REQUEST | Write each line of the material exactly as given, from the top through the line that contains "const bladeAngles = [0, 120, 240];", and omit all pictures.
— Start —
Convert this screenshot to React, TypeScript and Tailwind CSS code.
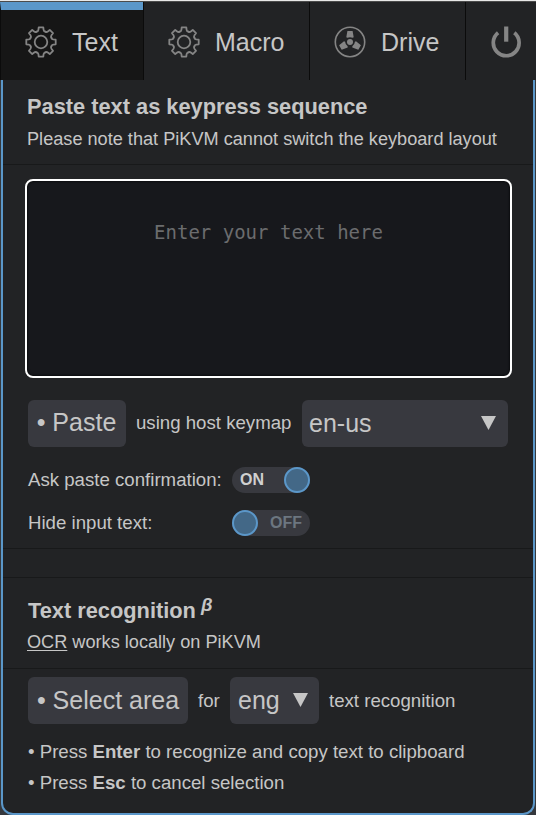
import React from 'react';
import clsx from 'clsx';

const toothAngles = [0, 45, 90, 135, 180, 225, 270, 315];
const bladeAngles = [0, 120, 240];

const GearIcon: React.FC = () => (
  <svg className="w-8 h-8 shrink-0" viewBox="-16 -16 32 32" fill="none" stroke="#858585" strokeWidth="1.8" strokeLinecap="round" strokeLinejoin="round">
    {toothAngles.map((angle) => (
      <path
        key={angle}
        transform={`rotate(${angle})`}
        d="M-4.3-10.4Q-2.8-10.8-2.6-12.2L-2.3-14.7H2.3L2.6-12.2Q2.8-10.8 4.3-10.4"
      />
    ))}
    <circle r="6.3" />
  </svg>
);

const DriveIcon: React.FC = () => (
  <svg className="w-8 h-8 shrink-0" viewBox="-16 -16 32 32">
    <circle r="14.7" fill="none" stroke="#858585" strokeWidth="1.6" />
    <circle r="3" fill="#858585" />
    {bladeAngles.map((angle) => (
      <path key={angle} transform={`rotate(${angle})`} fill="#858585" d="M-2.6-11.1H2.6L3.7-4.8L2.6-4.2Q0-5.4-2.6-4.2L-3.7-4.8Z" />
    ))}
  </svg>
);

const PowerIcon: React.FC = () => (
  <svg className="w-8 h-8 shrink-0" viewBox="-16 -16 32 32" fill="none" stroke="#858585" strokeWidth="3.7">
    <path d="M-7.9-9.2A12.9 12.9 0 1 0 8.3-9.2" />
    <path d="M.2-15.5V-.3" strokeWidth="4.2" />
  </svg>
);

const tabs = [
  { name: 'Text', icon: GearIcon, active: true, width: 'w-[143px]' },
  { name: 'Macro', icon: GearIcon, active: false, width: 'w-[166px]' },
  { name: 'Drive', icon: DriveIcon, active: false, width: 'w-[156px]' },
  { name: '', icon: PowerIcon, active: false, width: 'w-[71px]' },
];

const Select: React.FC<{ value: string; className: string }> = ({ value, className }) => (
  <button className={clsx('flex items-center justify-between h-[47px] rounded-md bg-[#38393f] text-[25px]', className)}>
    {value}
    <svg className="w-[15px] h-[14px] mb-0.5" viewBox="0 0 15 14" fill="#c6c6c6">
      <path d="M0 0H15L7.5 14Z" />
    </svg>
  </button>
);

const Switch: React.FC<{ on: boolean }> = ({ on }) => (
  <button
    className={clsx(
      'flex items-center justify-between w-[78px] h-[26px] rounded-full bg-[#38393f] text-[16px] font-bold',
      on ? 'pl-2 text-[#d0d0d0]' : 'flex-row-reverse pr-2 text-[#6c7680]'
    )}
  >
    {on ? 'ON' : 'OFF'}
    <span className="w-[26px] h-[26px] rounded-full border-2 border-[#5b97c9] bg-[#436887]" />
  </button>
);

export default function App() {
  return (
    <div className="w-[536px] h-[815px] overflow-hidden flex flex-col bg-[#35383d] text-[#c6c6c6] text-[18.65px] leading-none font-['Liberation_Sans',Arial,sans-serif]">
      <div className="h-[2px] shrink-0 bg-[#e8e8e8] border-b border-[#4c4c4c]" />
      <nav className="flex h-[78px] shrink-0 bg-[#222325]">
        {tabs.map((tab, i) => (
          <div
            key={i}
            className={clsx(
              'flex items-center shrink-0 pl-6 pt-0.5 gap-[15px] text-[25px] border-l border-[#0b0b0b]',
              tab.width,
              tab.active && 'bg-[#161616] border-t-8 border-t-[#5b97c9] pb-2'
            )}
          >
            <tab.icon />
            <span className="pt-px">{tab.name}</span>
          </div>
        ))}
      </nav>

      <main className="flex flex-col h-[735px] ml-px mr-px rounded-b-[12px] border-2 border-t-0 border-[#5b97c9] bg-[#222325]">
        <header className="h-[85px] shrink-0 border-b border-[#18191a] pl-6 pt-4">
          <h2 className="text-[21.8px] leading-[22px] font-bold">Paste text as keypress sequence</h2>
          <p className="mt-[11px] text-[18.15px] leading-5 whitespace-nowrap">Please note that PiKVM cannot switch the keyboard layout</p>
        </header>

        <section className="h-[384px] shrink-0 border-b border-[#18191a] pl-[22px] pt-[14px]">
          <textarea
            className="block w-[487px] h-[199px] resize-none rounded-lg border-2 border-white bg-[#17181c] pt-[39px] text-center text-[19px] leading-6 placeholder:text-[#6b6c6e] font-['DejaVu_Sans_Mono',monospace] shadow-[inset_0_0_3px_#000]"
            placeholder="Enter your text here"
          />
          <div className="flex items-center mt-[22px] pl-[3px]">
            <button className="w-[98px] h-[47px] pr-px pb-0.5 rounded-md bg-[#38393f] text-[25px]">• Paste</button>
            <span className="ml-[10px] w-[166px] whitespace-nowrap">using host keymap</span>
            <Select value="en-us" className="w-[206px] pl-[7px] pr-3" />
          </div>
          <div className="flex flex-col gap-[17px] mt-5 pl-[3px]">
            <div className="flex items-center">
              <span className="w-[204px] pt-px">Ask paste confirmation:</span>
              <Switch on />
            </div>
            <div className="flex items-center">
              <span className="w-[204px] pt-px">Hide input text:</span>
              <Switch on={false} />
            </div>
          </div>
        </section>

        <div className="h-[29px] shrink-0 border-b border-[#18191a]" />

        <header className="h-[91px] shrink-0 border-b border-[#18191a] pl-6 pt-[22px]">
          <h2 className="flex text-[21.8px] leading-[22px] font-bold">
            <span className="pl-px">Text recognition</span>
            <sup className="ml-[5px] -top-[6px] text-[18.6px] italic leading-[22px]">β</sup>
          </h2>
          <p className="mt-[10px] text-[18.15px] leading-5">
            <span className="underline underline-offset-2">OCR</span> works locally on PiKVM
          </p>
        </header>

        <section className="pl-[25px] pt-2">
          <div className="flex items-center">
            <button className="w-40 h-[47px] rounded-md bg-[#38393f] text-[25px]">• Select area</button>
            <span className="ml-[10px] w-8 pt-px">for</span>
            <Select value="eng" className="w-[89px] pl-2 pr-[11px]" />
            <span className="ml-[10px] pt-px">text recognition</span>
          </div>
          <p className="mt-[18px] leading-5">
            • Press <b>Enter</b> to recognize and copy text to clipboard
          </p>
          <p className="mt-[11px] leading-5">
            • Press <b>Esc</b> to cancel selection
          </p>
        </section>
      </main>
    </div>
  );
}
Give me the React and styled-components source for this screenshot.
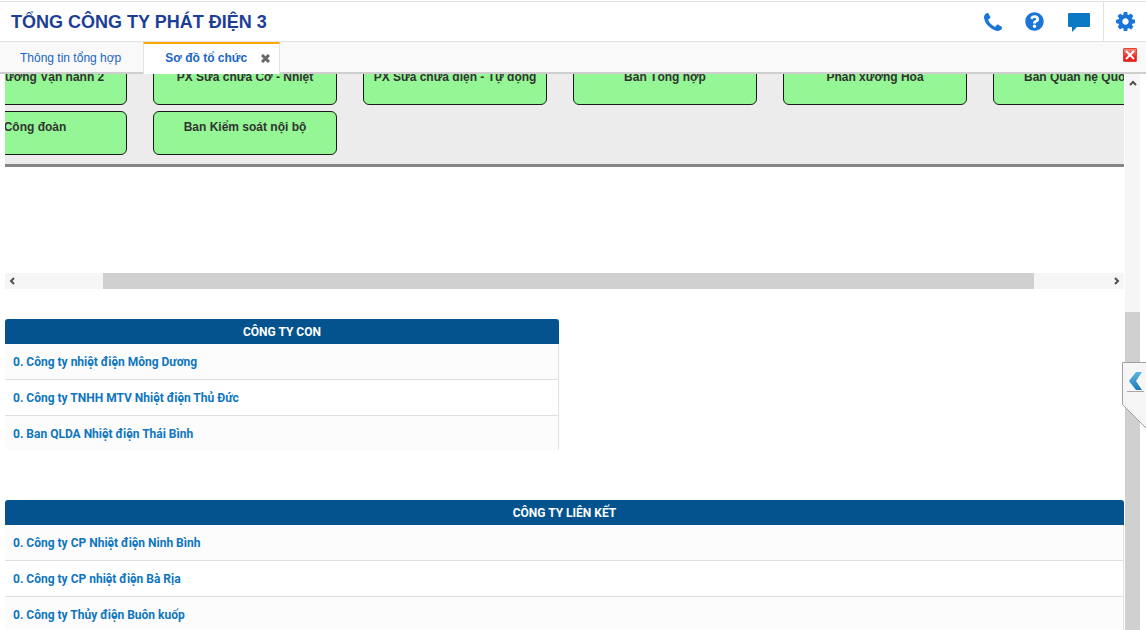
import React from 'react';
import styled, { createGlobalStyle } from 'styled-components';
import { FaQuestionCircle } from 'react-icons/fa';

const GlobalStyle = createGlobalStyle`
	* {
		box-sizing: border-box;
	}

	body {
		margin: 0;
		background: #fff;
		color: #333;
		font-family: 'Liberation Sans', Arial, sans-serif;
		font-size: 12px;
		line-height: 16px;
	}
`;

const Page = styled.div`
	display: flex;
	flex-direction: column;
	height: 100vh;
	overflow: hidden;
	position: relative;
`;

const Header = styled.header`
	display: flex;
	justify-content: space-between;
	flex: none;
	height: 41px;
	margin-top: 1px;
	border-top: 1px solid #e2e2e2;
	border-bottom: 1px solid #e2e2e2;
`;

const Title = styled.h1`
	margin: 0;
	padding-left: 11px;
	color: #1c3f95;
	font-size: 18px;
	line-height: 41px;
`;

const Actions = styled.div`
	display: flex;
`;

const IconButton = styled.button`
	display: flex;
	align-items: center;
	justify-content: center;
	width: ${props => props.$width}px;
	padding: 0;
	border: 0;
	border-left: 1px solid ${props => (props.$divided ? '#e2e2e2' : 'transparent')};
	background: none;
	color: #1a75d8;
	cursor: pointer;
`;

const TabBar = styled.nav`
	display: flex;
	flex: none;
	height: 32px;
	padding-right: 9px;
	background: #f9f9f9;
	box-shadow: inset 0 -2px #cfcfcf;
`;

const Tab = styled.div`
	display: flex;
	align-items: center;
	padding: 0 22px 0 20px;
`;

const ActiveTab = styled(Tab)`
	gap: 14px;
	padding: 0 9px 2px 21px;
	border: 1px solid #e2e2e2;
	border-top: 2px solid #ffa800;
	border-bottom: 0;
	background: #fff;
`;

const TabLink = styled.a`
	color: #1a66c4;
	font-weight: ${props => (props.$active ? 'bold' : 'normal')};
	text-decoration: none;
`;

const PlainButton = styled.button`
	display: flex;
	align-items: center;
	padding: 0;
	border: 0;
	background: none;
	cursor: pointer;
`;

const CloseAll = styled(PlainButton)`
	justify-content: center;
	width: 14px;
	height: 14px;
	margin-top: 6px;
	margin-left: auto;
	border: 1px solid #e0453c;
	border-radius: 1px;
	background: linear-gradient(#f58a78, #ee1c1c 70%);
`;

const Body = styled.div`
	display: flex;
	flex: 1;
	min-height: 0;
	padding-right: 6px;
`;

const Content = styled.main`
	flex: 1;
	min-width: 0;
	overflow: hidden;
	padding: 0 1px 0 5px;
`;

const Chart = styled.section`
	height: 199px;
	overflow: hidden;
`;

const ChartPanel = styled.div`
	width: max-content;
	min-width: 100%;
	margin-top: -13px;
	padding-bottom: 9px;
	border-bottom: 3px solid #858585;
	background: #ececec;
`;

const Nodes = styled.div`
	display: grid;
	grid-template-columns: repeat(6, 184px);
	gap: 6px 26px;
	margin-left: -62px;
`;

const Node = styled.div`
	height: 44px;
	padding-top: 7px;
	border: 1px solid #1a1a1a;
	border-radius: 6px;
	background: #94f694;
	font-weight: bold;
	text-align: center;
	white-space: nowrap;
`;

const HScroll = styled.div`
	display: flex;
	height: 16px;
	background: #f6f6f6;
`;

const VScroll = styled.div`
	display: flex;
	flex-direction: column;
	flex: none;
	width: 15px;
	background: #f6f6f6;
`;

const ScrollButton = styled(PlainButton)`
	justify-content: center;
	flex: none;
	width: 16px;
	height: 16px;
	color: #505050;
`;

const HTrack = styled.div`
	display: flex;
	flex: 1;
	padding-left: 82px;
	padding-right: 74px;
`;

const VTrack = styled.div`
	display: flex;
	flex: 1;
	padding-top: 222px;
`;

const Thumb = styled.div`
	flex: 1;
	background: #d0d0d0;
`;

const CompanyTable = styled.table`
	width: ${props => (props.$half ? '49.5%' : '100%')};
	margin-top: ${props => (props.$half ? 30 : 50)}px;
	border-spacing: 0;
	font-family: Roboto, 'Liberation Sans', sans-serif;
`;

const HeadCell = styled.th`
	height: 25px;
	padding: 0;
	border-radius: 3px 3px 0 0;
	background: #04538f;
	color: #fff;
	font-weight: bold;
`;

const Cell = styled.td`
	height: 36px;
	padding: 1px 8px 0;
	border-right: 1px solid #e0e0e0;
	border-bottom: 1px solid #e0e0e0;

	tr:nth-child(odd) > & {
		background: #fcfcfc;
	}

	tr:last-child > & {
		height: 34px;
		border-bottom: 0;
	}
`;

const CompanyLink = styled.a`
	color: #0e76bf;
	font-weight: bold;
	text-decoration: none;
`;

const Drawer = styled(PlainButton)`
	position: absolute;
	top: 362px;
	right: 0;
`;

const row1 = [
  'Phân xưởng Vận hành 2',
  'PX Sửa chữa Cơ - Nhiệt',
  'PX Sửa chữa điện - Tự động',
  'Ban Tổng hợp',
  'Phân xưởng Hóa',
  'Ban Quan hệ Quốc tế',
];

const row2 = ['Công đoàn', 'Ban Kiểm soát nội bộ'];

const subsidiaries = [
  'Công ty nhiệt điện Mông Dương',
  'Công ty TNHH MTV Nhiệt điện Thủ Đức',
  'Ban QLDA Nhiệt điện Thái Bình',
];

const affiliates = [
  'Công ty CP Nhiệt điện Ninh Bình',
  'Công ty CP nhiệt điện Bà Rịa',
  'Công ty Thủy điện Buôn kuốp',
];

const PhoneIcon = () => (
  <svg width="18" height="18" viewBox="0 0 1408 1408" fill="currentColor">
    <path d="M1408 1112q0 27-10 70.500t-21 68.500q-21 50-122 106-94 51-186 51-27 0-53-3.500t-57.500-12.500-47-14.500-55.500-20.500-49-18q-98-35-175-83-127-79-264-216t-216-264q-48-77-83-175-3-9-18-49t-20.500-55.500-14.500-47-12.500-57.500-3.500-53q0-92 51-186 56-101 106-122 25-11 68.500-21t70.500-10q14 0 21 3 18 6 53 76 11 19 30 54t35 63.500 31 53.500q3 4 17.500 25t21.500 35.500 7 28.500q0 20-28.500 50t-62 55-62 53-28.500 46q0 9 5 22.500t8.500 20.500 14 24 11.500 19q76 137 174 235t235 174q2 1 19 11.500t24 14 20.500 8.500 22.500 5q18 0 46-28.500t53-62 55-62 50-28.500q14 0 28.500 7t35.500 21.500 25 17.500q25 15 53.500 31t63.500 35 54 30q70 35 76 53 3 7 3 21z" />
  </svg>
);

const CogIcon = () => (
  <svg width="19" height="19" viewBox="0 0 1536 1536" fill="currentColor">
    <path d="M1024 768q0-106-75-181t-181-75-181 75-75 181 75 181 181 75 181-75 75-181zm512-109v222q0 12-8 23t-20 13l-185 28q-19 54-39 91 35 50 107 138 10 12 10 25t-9 23q-27 37-99 108t-94 71q-12 0-26-9l-138-108q-44 23-91 38-16 136-29 186-7 28-36 28h-222q-14 0-24.500-8.500t-11.500-21.500l-28-184q-49-16-90-37l-141 107q-10 9-25 9-14 0-25-11-126-114-165-168-7-10-7-23 0-12 8-23 15-21 51-66.500t54-70.500q-27-50-41-99l-183-27q-13-2-21-12.500t-8-23.500v-222q0-12 8-23t19-13l186-28q14-46 39-92-40-57-107-138-10-12-10-24 0-10 9-23 26-36 98.500-107.500t94.500-71.500q13 0 26 10l138 107q44-23 91-38 16-136 29-186 7-28 36-28h222q14 0 24.500 8.500t11.500 21.500l28 184q49 16 90 37l142-107q9-9 24-9 13 0 25 10 129 119 165 170 7 8 7 22 0 12-8 23-15 21-51 66.500t-54 70.500q26 50 41 98l183 28q13 2 21 12.500t8 23.500z" />
  </svg>
);

const Arrow = ({ d }) => (
  <svg width="10" height="10" viewBox="0 0 10 10" fill="none" stroke="currentColor" strokeWidth="2">
    <path d={d} />
  </svg>
);

const Companies = ({ title, items, half }) => (
  <CompanyTable $half={half}>
    <thead>
      <tr>
        <HeadCell scope="col">{title}</HeadCell>
      </tr>
    </thead>
    <tbody>
      {items.map(item => (
        <tr key={item}>
          <Cell>
            <CompanyLink href="#">0. {item}</CompanyLink>
          </Cell>
        </tr>
      ))}
    </tbody>
  </CompanyTable>
);

function App() {
  return (
    <Page>
      <GlobalStyle />
      <Header>
        <Title>TỔNG CÔNG TY PHÁT ĐIỆN 3</Title>
        <Actions>
          <IconButton aria-label="Điện thoại" $width={43}><PhoneIcon /></IconButton>
          <IconButton aria-label="Trợ giúp" $width={39}><FaQuestionCircle size={19} /></IconButton>
          <IconButton aria-label="Tin nhắn" $width={50}>
            <svg width="22" height="20" viewBox="0 0 22 20" fill="#0b78c4">
              <path d="M1 1H21Q22 1 22 2V14Q22 15 21 15H9L4 20V15H1Q0 15 0 14V2Q0 1 1 1Z" />
            </svg>
          </IconButton>
          <IconButton aria-label="Cài đặt" $width={43} $divided><CogIcon /></IconButton>
        </Actions>
      </Header>
      <TabBar>
        <Tab><TabLink href="#">Thông tin tổng hợp</TabLink></Tab>
        <ActiveTab>
          <TabLink href="#" $active>Sơ đồ tổ chức</TabLink>
          <PlainButton aria-label="Đóng">
            <svg width="9" height="9" viewBox="0 0 9 9" stroke="#686868" strokeWidth="3">
              <path d="M1 1L8 8M8 1L1 8" />
            </svg>
          </PlainButton>
        </ActiveTab>
        <CloseAll aria-label="Đóng tất cả">
          <svg width="10" height="10" viewBox="0 0 10 10" stroke="#fff" strokeWidth="2">
            <path d="M1 1L9 9M9 1L1 9" />
          </svg>
        </CloseAll>
      </TabBar>
      <Body>
        <Content>
          <Chart>
            <ChartPanel>
              <Nodes>
                {row1.concat(row2).map(name => <Node key={name}>{name}</Node>)}
              </Nodes>
            </ChartPanel>
          </Chart>
          <HScroll>
            <ScrollButton aria-label="Cuộn trái"><Arrow d="M6 2L3 5L6 8" /></ScrollButton>
            <HTrack><Thumb /></HTrack>
            <ScrollButton aria-label="Cuộn phải"><Arrow d="M4 2L7 5L4 8" /></ScrollButton>
          </HScroll>
          <Companies title="CÔNG TY CON" items={subsidiaries} half />
          <Companies title="CÔNG TY LIÊN KẾT" items={affiliates} />
        </Content>
        <VScroll>
          <ScrollButton aria-label="Cuộn lên"><Arrow d="M2 8L5 5L8 8" /></ScrollButton>
          <VTrack><Thumb /></VTrack>
        </VScroll>
      </Body>
      <Drawer aria-label="Mở bảng bên">
        <svg width="24" height="68" viewBox="0 0 24 68">
          <defs>
            <linearGradient id="chevron" x1="0" y1="0" x2="0" y2="1">
              <stop offset="0" stopColor="#5db4e4" />
              <stop offset="1" stopColor="#1f7db5" />
            </linearGradient>
          </defs>
          <path d="M24 0.5H0.5V42.500L24 66" fill="#f6f6f6" stroke="#a0a0a0" />
          <path d="M5 29.500H22" stroke="#a8a8a8" />
          <path d="M14 10H20L14 19L20 28H14L7 19Z" fill="url(#chevron)" />
        </svg>
      </Drawer>
    </Page>
  );
}

export default App;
— End —
RESPONSE |
Convert this screenshot to React, TypeScript and Tailwind CSS code.
import React from 'react';
import clsx from 'clsx';

const toothAngles = [0, 45, 90, 135, 180, 225, 270, 315];
const bladeAngles = [0, 120, 240];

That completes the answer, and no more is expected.